Four songs in Pablo announced, “This is going to be our last song, but it is a long one. It is 16 minutes on the album. Here it may be 16, 18, 20, who knows. I see that look on your face! This is about the Queen Of Space And Time.”
It would probably take me the rest of the week to fully articulate Rosita alone. A grandiose near symphonic arrangement, assaulting but yet so seductive with it. The guitar and Hammond share equal billing in rapturous synchronicity. Such were the flavours; one segment was a gospel stomp another grinding country blues and lots lots more.
Pablo’s mid-song excursion into the crowd was reminiscent of a preacher reaching out to the congregation whilst conducting the ‘laying on of hands’ as the Hammond provided spiritual accompaniment.

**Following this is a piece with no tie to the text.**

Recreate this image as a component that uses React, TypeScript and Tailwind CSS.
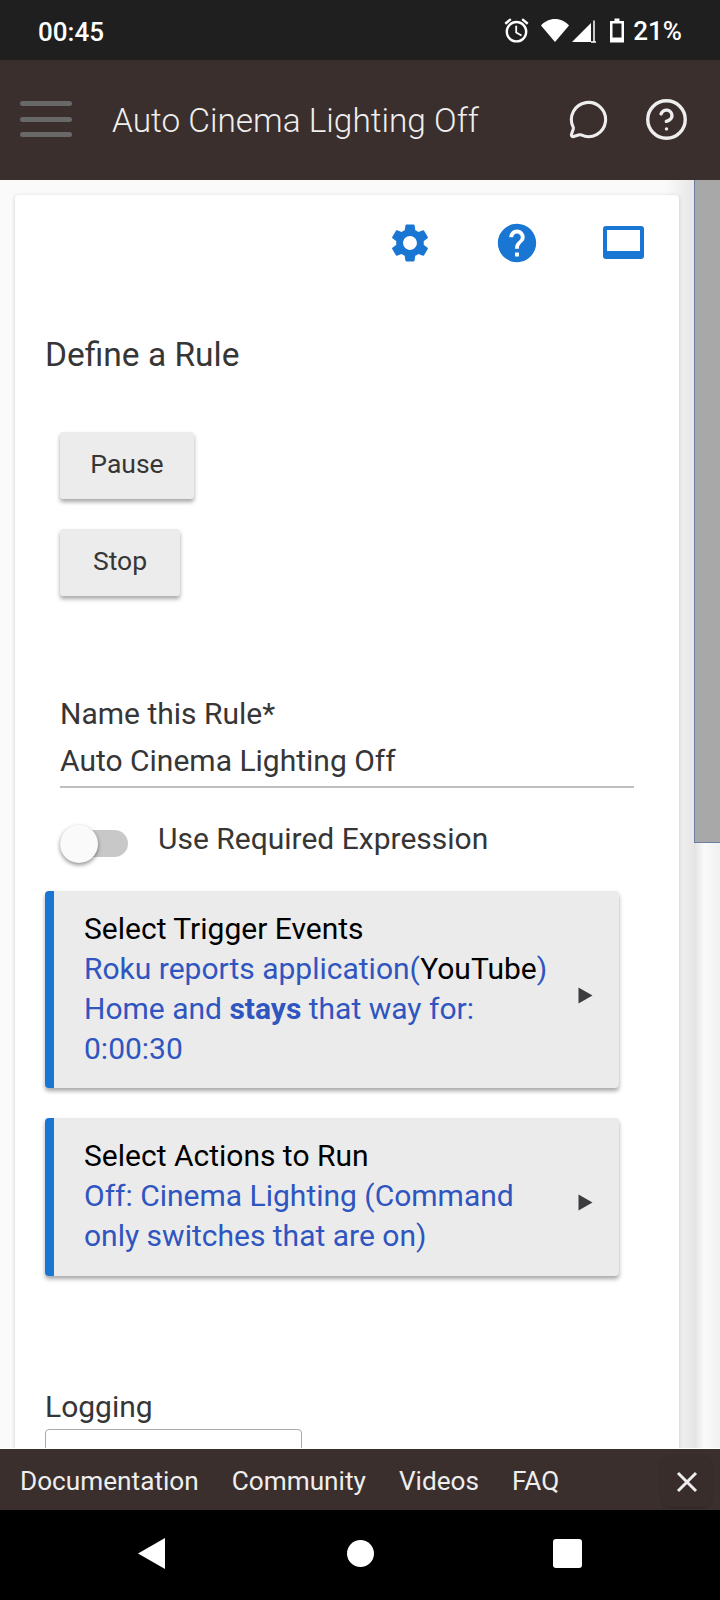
import React from "react";
import { CircleHelp, MessageCircle } from "lucide-react";
import { MdHelp, MdOutlineAlarm, MdSettings } from "react-icons/md";

function StatusBar() {
  return (
    <div className="flex h-[60px] shrink-0 items-center justify-between bg-[#1f1f1f] pl-[38px] pr-[38px] text-white">
      <span className="mt-[3px] text-[26px] font-medium leading-none">00:45</span>
      <div className="flex items-center">
        <MdOutlineAlarm size={29} className="mr-[9px]" />
        <svg width="30" height="24" viewBox="0 0 30 24" className="mr-[1px]">
          <path d="M1 7.500C4.500 3.500 9.500 1 15 1s10.500 2.500 14 6.500L15 24z" fill="#fff" />
        </svg>
        <svg width="26" height="25" viewBox="0 0 26 25" className="mr-[12px]">
          <path d="M1 24L20 5v19z" fill="#fff" />
          <path d="M23 2.500V24" stroke="#fff" strokeWidth="1.500" />
          <path d="M20 24h5" stroke="#fff" strokeWidth="1.500" />
        </svg>
        <svg width="16" height="25" viewBox="0 0 16 25" className="mr-[8px]">
          <path d="M5.500 0.500h5v2.500H15v21.500H1V3h4.500z" fill="#fff" />
          <rect x="3.500" y="5.500" width="9" height="14" fill="#1f1f1f" />
        </svg>
        <span className="mt-[2px] text-[26px] font-medium leading-none">21%</span>
      </div>
    </div>
  );
}

function AppBar() {
  return (
    <div className="flex h-[120px] shrink-0 items-center bg-[#3a2f2d] pb-[2px] text-[#eeeeee]">
      <div className="ml-[20px] flex w-[52px] flex-col gap-[10.500px]">
        <div className="h-[5px] rounded-full bg-[#686868]" />
        <div className="h-[5px] rounded-full bg-[#686868]" />
        <div className="h-[5px] rounded-full bg-[#686868]" />
      </div>
      <span className="ml-[40px] mt-[4px] flex-1 text-[33.400px] font-light leading-none">Auto Cinema Lighting Off</span>
      <MessageCircle size={41} strokeWidth={1.8} className="mr-[35px]" />
      <CircleHelp size={45} strokeWidth={1.8} className="mr-[31px] mt-[1px]" />
    </div>
  );
}

function RaisedButton({ label, width }: { label: string; width: string }) {
  return (
    <div
      className={`flex h-[67px] items-center justify-center rounded-[3px] bg-[#ececec] pb-[4px] text-[26.500px] text-[#363636] shadow-[0_3px_4px_rgba(0,0,0,0.35)] ${width}`}
    >
      {label}
    </div>
  );
}

function SelectCard({ className, children }: { className: string; children: React.ReactNode }) {
  return (
    <div
      className={`flex w-[574px] items-center rounded-[4px] border-l-[9px] border-[#1976d2] bg-[#ebebeb] pb-[2px] pl-[30px] text-[30px] leading-[40px] shadow-[0_3px_4px_rgba(0,0,0,0.35)] ${className}`}
    >
      <div className="flex-1">{children}</div>
      <svg width="15" height="17" viewBox="0 0 15 17" className="mr-[26px] mt-[13px] shrink-0">
        <path d="M0.500 0.500L14.500 8.500L0.500 16.500z" fill="#3c3c40" />
      </svg>
    </div>
  );
}

export default function App() {
  return (
    <div
      className="flex h-[1600px] w-[720px] flex-col overflow-hidden bg-[#fafafa]"
      style={{ fontFamily: "Roboto, sans-serif" }}
    >
      <StatusBar />
      <AppBar />

      <div className="flex min-h-0 flex-1 overflow-hidden">
        <div className="min-w-0 flex-1 bg-linear-to-r from-[#fafafa] from-[96%] to-[#e6e6e6] pl-[15px] pr-[15px] pt-[15px]">
          <div className="rounded-[4px] bg-white pb-10 shadow-[0_1px_4px_rgba(0,0,0,0.18)]">
            <div className="flex justify-end pr-[2px] pt-[25px] text-[#1976d2]">
              <div className="flex w-[107px] justify-center">
                <MdSettings size={46} />
              </div>
              <div className="flex w-[107px] justify-center">
                <MdHelp size={46} />
              </div>
              <div className="flex w-[107px] justify-center pt-[6px]">
                <svg width="41" height="33" viewBox="0 0 41 33" className="h-[33px]">
                  <path fillRule="evenodd" d="M3 0h35a3 3 0 0 1 3 3v27a3 3 0 0 1-3 3H3a3 3 0 0 1-3-3V3a3 3 0 0 1 3-3zM4 4v21h33V4z" fill="#1976d2" />
                </svg>
              </div>
            </div>

            <div className="ml-[30px] mt-[69px] text-[33.500px] leading-[40px] text-[#363636]">Define a Rule</div>

            <div className="ml-[45px] mt-[57px] flex flex-col gap-[30px]">
              <RaisedButton label="Pause" width="w-[134px]" />
              <RaisedButton label="Stop" width="w-[120px]" />
            </div>

            <div className="ml-[45px] mt-[94px] w-[574px] border-b-2 border-[#c0c0c0] pb-[2px] text-[30px] leading-[47px] text-[#363636]">
              <div>Name this Rule*</div>
              <div>Auto Cinema Lighting Off</div>
            </div>

            <div className="ml-[45px] mt-[31px] flex items-center text-[30px] text-[#363636]">
              <div className="relative h-[27px] w-[68px] rounded-full bg-[#c8c8c8]">
                <div className="absolute -top-[5px] left-0 h-[38px] w-[38px] rounded-full bg-[#fafafa] shadow-[0_2px_4px_rgba(0,0,0,0.45)]" />
              </div>
              <span className="mb-[8px] ml-[30px] leading-[40px]">Use Required Expression</span>
            </div>

            <SelectCard className="ml-[30px] mt-[24px] h-[197px] text-[#2f55c0]">
              <div className="text-black">Select Trigger Events</div>
              <div>
                Roku reports application(<span className="text-black">YouTube</span>)
              </div>
              <div>
                Home and <b>stays</b> that way for:
              </div>
              <div>0:00:30</div>
            </SelectCard>

            <SelectCard className="ml-[30px] mt-[30px] h-[158px] text-[#2f55c0]">
              <div className="text-black">Select Actions to Run</div>
              <div>Off: Cinema Lighting (Command</div>
              <div>only switches that are on)</div>
            </SelectCard>

            <div className="ml-[30px] mt-[111px] text-[30px] leading-[40px] text-[#363636]">Logging</div>
            <div className="ml-[30px] mt-[2px] h-[50px] w-[257px] rounded-[4px] border border-[#aaaaaa]" />
          </div>
        </div>

        <div className="w-[26px] shrink-0 bg-linear-to-r from-[#e2e2e2] via-[#fafafa] via-40% to-[#f0f0f0]">
          <div className="h-[663px] border-b border-l border-[#6b7fa0] bg-[#a8a8a8]" />
        </div>
      </div>

      <div className="relative flex h-[62px] shrink-0 items-center gap-[33px] border-t border-white bg-[#3a2f2d] pl-[20px] pt-[4px] text-[26.200px] text-[#eeeeee]">
        <span>Documentation</span>
        <span>Community</span>
        <span>Videos</span>
        <span>FAQ</span>
        <div className="absolute left-[661px] top-[7px] flex h-[51px] w-[51px] items-center justify-center rounded-[8px] bg-[#382d2b] shadow-[0_1px_2px_rgba(0,0,0,0.2)]">
          <svg width="22" height="22" viewBox="0 0 22 22">
            <path d="M2 2l18 18M20 2L2 20" stroke="#eeeeee" strokeWidth="3" />
          </svg>
        </div>
      </div>

      <div className="flex h-[90px] shrink-0 items-center justify-between bg-black pb-[3px] pl-[138px] pr-[138px]">
        <svg width="27" height="31" viewBox="0 0 27 31">
          <path d="M27 0v31L0 15.500z" fill="#fff" />
        </svg>
        <div className="ml-[2px] h-[27px] w-[27px] rounded-full bg-white" />
        <div className="h-[29px] w-[29px] rounded-[3px] bg-white" />
      </div>
    </div>
  );
}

True to his word, this 20-minute+ epic was an extravagant finale. One wonders, during a full set, how on earth they would follow that.
One was blown away by their talent, the arrangements and their virtuosity while maintaining the crowd’s attention throughout. So difficult to summarise the performance. Akin to a triptastic voyage back to the decade when jams were endless, and flares were a drain on the world’s natural resources. In a word – Spectacular.
Discover for yourself on the remaining dates of this brief tour, or alternatively, check out their recent Live & Outta Sight 3 album, which was released hot on the heels of February’s Love, Death & In Between studio offering.